Un pasto completo, e molto di più. La ricetta è di una carissima amica di mia madre (che quando sua figlia ed io eravamo piccole ce la portava pure in spiaggia, sotto l’ombrellone con la tenda tutta intorno, nella Ladispoli di Verdone…). Un po’ laboriosa da preparare e di certo non veloce, ma ha il vantaggio di essere lievemente…light (non c’è besciamella, non c’è burro!), e di avere anche un secondo pasto incorporato, da ritrovarsi bello e pronto, visto che lo spezzatino del sugo servirà solo a dare sapore e potrà essere mangiato in un’altra occasione! e a questo proposito: sembrerebbe bizzarro, ma nel suddetto ci va proprio rosmarino tritato, in luogo del consueto trittico sedano-carota-cipolla.

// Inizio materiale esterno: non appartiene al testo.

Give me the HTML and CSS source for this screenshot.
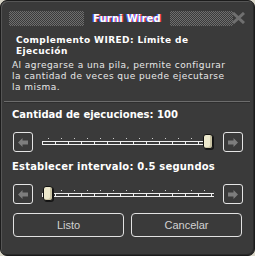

Ingredienti (per 8 persone)
750 gr di zite
3 etti di spezzatino di muscolo
800 gr di macinato (di cui 600 gr per le polpette e 200 gr per il sugo)
2 barattoli grandi di pelati
1 bicchiere di vino bianco secco
300 gr di mozzarella
2 uova
Abbondante parmigiano
2 rametti di rosmarino
Mezza cipolla
Olio extravergine d’oliva
Sale
Pepe
Procedimento
Staccare gli aghi di rosmarino dai rametti e tagliuzzarli con le forbici o tritarli con la mezzaluna. Tritare anche la cipolla e mettere entrambi a rosolare piano in un largo tegame cosparso di olio. Non appena la cipolla sarà imbiondita unire lo spezzatino, lasciare rosolare anche quello e non appena sarà ben dorato su tutti i lati, sfumare con mezzo bicchiere di vino bianco, alzare la fiamma, aggiustare di sale e pepe, quindi unire i pomodori pelati precedentemente schiacciati con una forchetta o passati velocemente al minipimer. Mescolare e lasciare sobbollire lentamente il sugo per circa un paio d’ore.
Nel frattempo preparare le polpette: mescolare il macinato con le uova, sale, pepe e, volendo, anche la mollica di un paio di fette di pane rifatto precedentemente ammollata in acqua e ben strizzata. Formare delle polpettine molto piccole (all’incirca grandi quanto un’oliva di quelle verdi dolci…) prelevando poco impasto per volta e disporle su un vassoio. Far scaldare poco olio in una larga padella, unire le polpettine e farle dorare bene su ogni lato, sfumando alla fine con il restante mezzo bicchiere di vino bianco e lasciando cuocere ancora pochissimi minuti.
Spezzare a metà le zite e lessarle in abbondante acqua salata. Scolarle molto al dente e passarle sotto il getto dell’acqua fredda per arrestarne la cottura.
Quando anche il sugo sarà freddo, e lo spezzatino sarà stato messo da parte per mangiarlo in un’altra occasione (serviva solo a dare sapore al sugo!)- si passa alla composizione del timballo.
In una teglia rettangolare, grande, disporre un primo strato di sugo, quindi le zite e tutte le polpettine. Ancora sugo, parmigiano e metà della mozzarella tagliata a dadini. Disporre un secondo strato di zite, cercando di sistemarle in modo che abbiano tutte più o meno lo stesso verso, quindi altro sugo, parmigiano e la mozzarella rimanente.
Infornare a 200° per circa 20 minuti, più altri 5 in funzione grill.
Va da sé che, come tutti i pasticci, le lasagne e appunto i timballi, preparato il giorno prima è ancora più buono!